In 2012, researchers at the University of Rochester Medical Center (URMC), NY, discovered a previously unknown waste disposal system in the brain.
They dubbed it the glymphatic system because nerve cells called glial cells manage its operation, which fulfills a similar role for the brain that the lymphatic system does for the rest of the body.
The following year, the same team found that the glymphatic system is most active during sleep.
In their latest experiments, the researchers reveal that it is the body’s circadian rhythms, the “master clock” regulating the sleep-wake cycle of roughly 24 hours, that governs this system.
“These findings show that glymphatic system function is not solely based on sleep or wakefulness, but by the daily rhythms dictated by our biological clock,” says neuroscientist Dr. Maiken Nedergaard, co-director of the Center for Translational Neuromedicine at URMC and senior author of the study.
The findings appear in the journal Nature Communications.
One of the processes that occur during sleep is the clearance of toxic products of metabolism that accumulate in the brain during wakefulness. One such waste product is the protein beta-amyloid, which — if not removed — forms the plaques associated with Alzheimer’s disease.
An ongoing failure to remove waste products such as beta-amyloid may partly explain why chronic sleep disruption is an early sign of neurodegenerative disorders such as Alzheimer’s.
In their early work, Dr. Nedergaard and her colleagues showed that the glymphatic system is a network of channels adjoining blood vessels in the brain.
The channels comprise projections, or “endfeet,” from a type of glial cell known as astrocytes. The endfeet effectively enclose the blood vessels in a hollow sheath.
During sleep, the glymphatic system pumps cerebrospinal fluid around the brain in time with the pulsing of arteries. This liquid washes away soluble waste products before draining into the lymphatic system.
But the new research reveals the activity of the glymphatic system is governed by the body’s biological clock, rather than sleep.
In humans, circadian rhythm regulates our physiology cycle between wakefulness during the day and sleep at night.
“Because this timing also influences the glymphatic system, these findings suggest that people who rely on cat naps during the day to catch up on sleep, or work the night shift, may be at risk for developing neurological disorders,” says Lauren Hablitz, Ph.D., a research assistant professor in Nedergaard’s lab and the first author of the paper.
“In fact, clinical research shows that individuals who rely on sleeping during daytime hours are at much greater risk for Alzheimer’s and dementia, along with other health problems,” she adds.

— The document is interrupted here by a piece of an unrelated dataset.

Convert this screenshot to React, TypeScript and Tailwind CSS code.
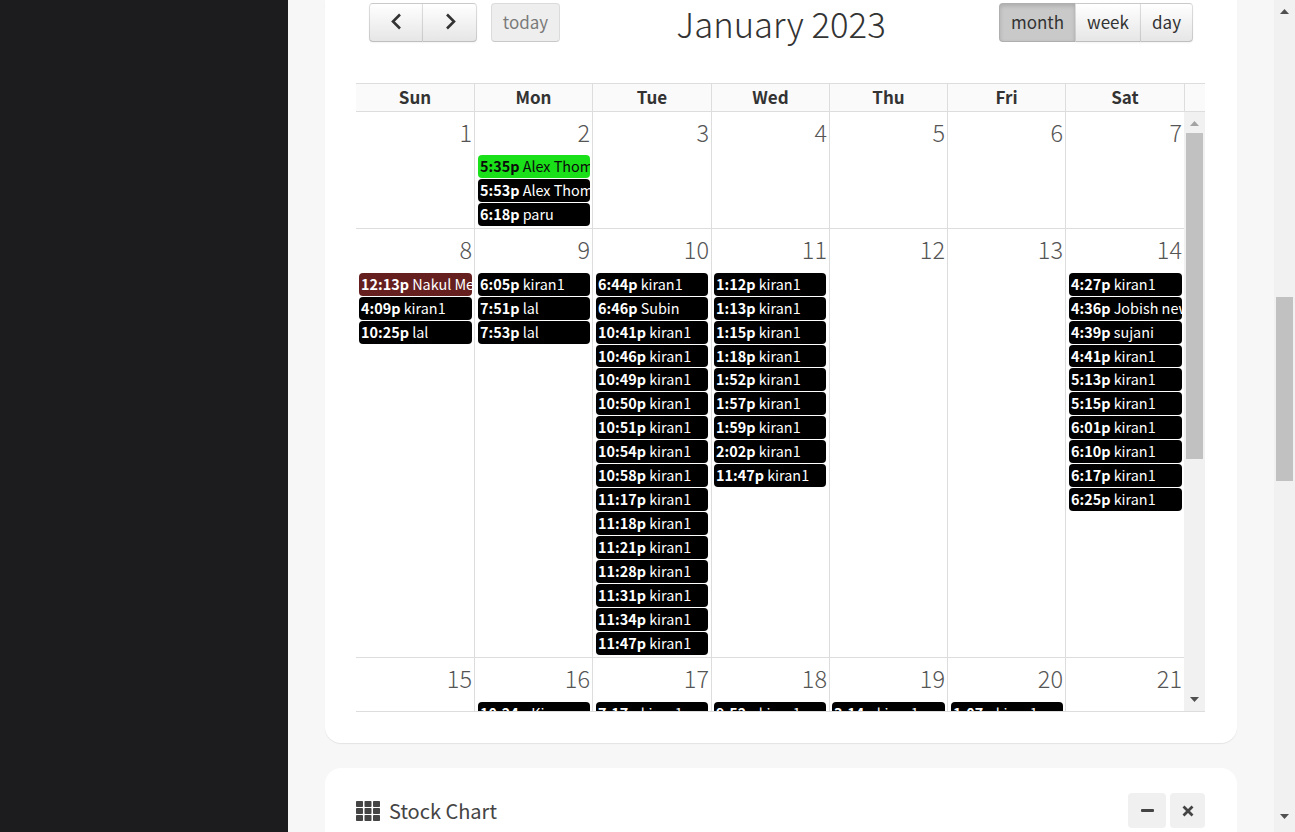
const font = { fontFamily: '"Noto Sans CJK SC", "Noto Sans", sans-serif' };

type Ev = [string, string, string?];

const k = (t: string): Ev => [t, "kiran1"];

const rows: { day: number; events: Ev[] }[][] = [
  [
    { day: 1, events: [] },
    {
      day: 2,
      events: [
        ["5:35p", "Alex Thomas", "green"],
        ["5:53p", "Alex Thomas"],
        ["6:18p", "paru"],
      ],
    },
    { day: 3, events: [] },
    { day: 4, events: [] },
    { day: 5, events: [] },
    { day: 6, events: [] },
    { day: 7, events: [] },
  ],
  [
    {
      day: 8,
      events: [["12:13p", "Nakul Menon", "brown"], k("4:09p"), ["10:25p", "lal"]],
    },
    { day: 9, events: [k("6:05p"), ["7:51p", "lal"], ["7:53p", "lal"]] },
    {
      day: 10,
      events: [
        k("6:44p"),
        ["6:46p", "Subin"],
        k("10:41p"),
        k("10:46p"),
        k("10:49p"),
        k("10:50p"),
        k("10:51p"),
        k("10:54p"),
        k("10:58p"),
        k("11:17p"),
        k("11:18p"),
        k("11:21p"),
        k("11:28p"),
        k("11:31p"),
        k("11:34p"),
        k("11:47p"),
      ],
    },
    {
      day: 11,
      events: [
        k("1:12p"),
        k("1:13p"),
        k("1:15p"),
        k("1:18p"),
        k("1:52p"),
        k("1:57p"),
        k("1:59p"),
        k("2:02p"),
        k("11:47p"),
      ],
    },
    { day: 12, events: [] },
    { day: 13, events: [] },
    {
      day: 14,
      events: [
        k("4:27p"),
        ["4:36p", "Jobish new"],
        ["4:39p", "sujani"],
        k("4:41p"),
        k("5:13p"),
        k("5:15p"),
        k("6:01p"),
        k("6:10p"),
        k("6:17p"),
        k("6:25p"),
      ],
    },
  ],
  [
    { day: 15, events: [] },
    { day: 16, events: [["10:24p", "Kiran"]] },
    { day: 17, events: [k("7:17p")] },
    { day: 18, events: [k("9:52p")] },
    { day: 19, events: [k("3:14p")] },
    { day: 20, events: [k("1:07p")] },
    { day: 21, events: [] },
  ],
];

const gaps = [
  "ml-[3px] mr-[2px]",
  "ml-[3px] mr-[2px]",
  "ml-[3px] mr-[3px]",
  "ml-[2px] mr-[3px]",
  "ml-[2px] mr-[2px]",
  "ml-[3px] mr-[2px]",
  "ml-[3px] mr-[2px]",
];

function Event({ ev, col }: { ev: Ev; col: number }) {
  const tone =
    ev[2] === "green"
      ? "bg-[#19e019] text-[#0b0b0b]"
      : ev[2] === "brown"
        ? "bg-[#651f1f] text-white"
        : "bg-black text-white";
  return (
    <div
      className={`mb-px h-[22.93px] overflow-hidden whitespace-nowrap rounded-[4px] pl-[2px] text-[14.4px] leading-[21px] ${gaps[col]} ${tone}`}
    >
      <b className="font-bold">{ev[0]}</b> {ev[1]}
    </div>
  );
}

function Row({ cells, h, head, last }: { cells: (typeof rows)[0]; h: string; head: string; last?: boolean }) {
  return (
    <div
      className={`grid grid-cols-[119px_118px_119px_118px_118px_118px_118px] overflow-hidden ${h} ${last ? "" : "border-b border-[#ddd]"}`}
    >
      {cells.map((c, i) => (
        <div key={c.day} className={`min-w-0 ${i < 6 ? "border-r border-[#ddd]" : ""}`}>
          <div
            className={`${head} pr-[2px] pt-[3px] text-right text-[23.5px] font-extralight leading-[34px] text-[#555]`}
          >
            {c.day}
          </div>
          {c.events.map((e) => (
            <Event key={e[0] + e[1]} ev={e} col={i} />
          ))}
        </div>
      ))}
    </div>
  );
}

function Caret({ up, cls }: { up?: boolean; cls: string }) {
  return (
    <svg width="9" height="5" viewBox="0 0 9 5" className={cls}>
      <path d={up ? "M4.5 0 9 5H0z" : "M0 0h9L4.5 5z"} fill="currentColor" />
    </svg>
  );
}

const btn =
  "flex h-[39px] items-center justify-center border border-[#00000020] border-b-[#00000040] bg-gradient-to-b from-white to-[#e6e6e6] pb-[2px] text-[17px] shadow-[0_1px_2px_rgba(0,0,0,0.05)]";

function Chevron({ left }: { left?: boolean }) {
  return (
    <svg width="18" height="19" viewBox="0 0 18 19">
      <path
        d={left ? "M13 2.5 6 9.5l7 7" : "M6 2.5l7 7-7 7"}
        fill="none"
        stroke="#333"
        strokeWidth="2.6"
      />
    </svg>
  );
}

export default function App() {
  return (
    <div className="flex h-[832px] overflow-hidden bg-[#f7f7f7] text-[#333]" style={font}>
      <aside className="w-[288px] shrink-0 bg-[#1c1c1e]" />
      <main className="min-w-0 flex-1 px-[37px]">
        <section className="rounded-b-[16px] bg-white pb-[31px] pl-[31px] pr-[32px] pt-[3px] shadow-[0_1px_1px_rgba(0,0,0,0.08)]">
          <div className="grid h-[80px] grid-cols-[1fr_auto_1fr] items-start px-[13px] pr-[12px]">
            <div className="flex gap-[14px]">
              <div className="flex">
                <button className={`${btn} w-[54px] rounded-l-[4px]`}>
                  <Chevron left />
                </button>
                <button className={`${btn} -ml-px w-[55px] rounded-r-[4px]`}>
                  <Chevron />
                </button>
              </div>
              <button className="flex h-[39px] w-[69px] items-center justify-center rounded-[4px] border border-[#00000020] border-b-[#00000040] bg-[#e6e6e6] pb-[2px] text-[17px] opacity-65">
                today
              </button>
            </div>
            <h2 className="-mt-[2px] text-center text-[34.7px] font-light leading-[44px]">January 2023</h2>
            <div className="flex justify-end">
              <button className="flex h-[39px] w-[77px] items-center justify-center rounded-l-[4px] border border-[#00000020] bg-[#c9c9c9] pb-[2px] text-[17px] shadow-[inset_0_2px_4px_rgba(0,0,0,0.15)]">
                month
              </button>
              <button className={`${btn} -ml-px w-[66px]`}>week</button>
              <button className={`${btn} -ml-px w-[53px] rounded-r-[4px]`}>day</button>
            </div>
          </div>

          <div className="flex h-[29px] border-y border-[#ddd] bg-[#fafafa]">
            <div className="grid w-[829px] grid-cols-[119px_118px_119px_118px_118px_118px_119px]">
              {["Sun", "Mon", "Tue", "Wed", "Thu", "Fri", "Sat"].map((d) => (
                <div key={d} className="border-r border-[#ddd] text-center text-[17px] font-bold leading-[25px]">
                  {d}
                </div>
              ))}
            </div>
          </div>

          <div className="flex h-[600px] border-b border-[#ddd]">
            <div className="w-[828px] shrink-0 overflow-hidden">
              <Row cells={rows[0]} h="h-[117px]" head="h-[43px]" />
              <Row cells={rows[1]} h="h-[429px]" head="h-[43.8px]" />
              <Row cells={rows[2]} h="h-[53px]" head="h-[44px]" last />
            </div>
            <div className="flex flex-1 flex-col items-center bg-[#f1f1f1]">
              <Caret up cls="mt-[9px] text-[#a3a3a3]" />
              <div className="mt-[7px] h-[326px] w-[17px] bg-[#c1c1c1]" />
              <Caret cls="mt-[238px] text-[#505050]" />
            </div>
          </div>
        </section>

        <section className="mt-[25px] flex h-[80px] items-start justify-between rounded-t-[16px] bg-white pl-[31px] pr-[32px] pt-[25px]">
          <div className="flex items-center gap-[9px]">
            <svg width="24" height="21" viewBox="0 0 24 21" fill="#444">
              {[0, 7, 14].map((y) =>
                [0, 8.5, 17].map((x) => <rect key={`${x}-${y}`} x={x} y={y} width="7" height="6" rx="0.8" />),
              )}
            </svg>
            <span className="text-[20px] leading-[36px] text-[#444]">Stock Chart</span>
          </div>
          <div className="flex gap-[4px]">
            <button className="flex h-[35px] w-[38px] items-center justify-center rounded-[4px] bg-[#f0f0f0]">
              <span className="h-[3px] w-[13px] rounded-[1px] bg-[#444]" />
            </button>
            <button className="flex h-[35px] w-[35px] items-center justify-center rounded-[4px] bg-[#f0f0f0]">
              <svg width="12" height="12" viewBox="0 0 12 12">
                <path d="M1.5 1.5l9 9m0-9-9 9" stroke="#444" strokeWidth="2.8" />
              </svg>
            </button>
          </div>
        </section>
      </main>
      <div className="flex h-full w-[21px] shrink-0 flex-col items-center bg-[#f1f1f1]">
        <Caret up cls="mt-[9px] text-[#505050]" />
        <div className="mt-[283px] h-[184px] w-[17px] bg-[#c1c1c1]" />
        <Caret cls="mt-[333px] text-[#505050]" />
      </div>
    </div>
  );
}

The researchers made their discovery in mice, which are nocturnal — their sleep-wake cycle is the reverse of that characteristic in humans.
To monitor cerebrospinal fluid movement through the animals’ brains, they injected a fluorescent tracer that they could see through the animals’ skulls.
This revealed that the flow of fluid into the brain was around 53% higher during the day while the animals were asleep, compared with the night when they were active.
Crucially, this cycle of activity in their glymphatic system persisted even when the researchers anesthetized the mice throughout the day and night.
It also continued when they kept the rodents in constant light for 10 days.
This strongly suggests that circadian rhythms govern this system and therefore may not operate efficiently during daytime sleep in humans.
Finally, the researchers show that the circadian regulation of cerebrospinal fluid through the brain depends on a water channel called aquaporin-4 in the membrane of the endfeet.
In mice genetically engineered to lack this channel, the usual tidal flow of fluid across the day and night was completely absent.
The authors note that while much research is needed, their work suggests disrupting circadian rhythms may prevent the efficient removal of the brain’s toxic byproducts.
This may lead to the chronic inflammation that characterizes neurodegenerative disorders such as Alzheimer’s.
They conclude:
“Although glymphatic function has yet to be studied in models of circadian disruption, such as in shiftwork, it has been established that shift workers are at increased risk for neurodegenerative disorders […] Understanding how these rhythms, all with different timing and biological functions, interact to affect glymphatic function and lymphatic drainage may help prevent morbidity associated with circadian misalignment.”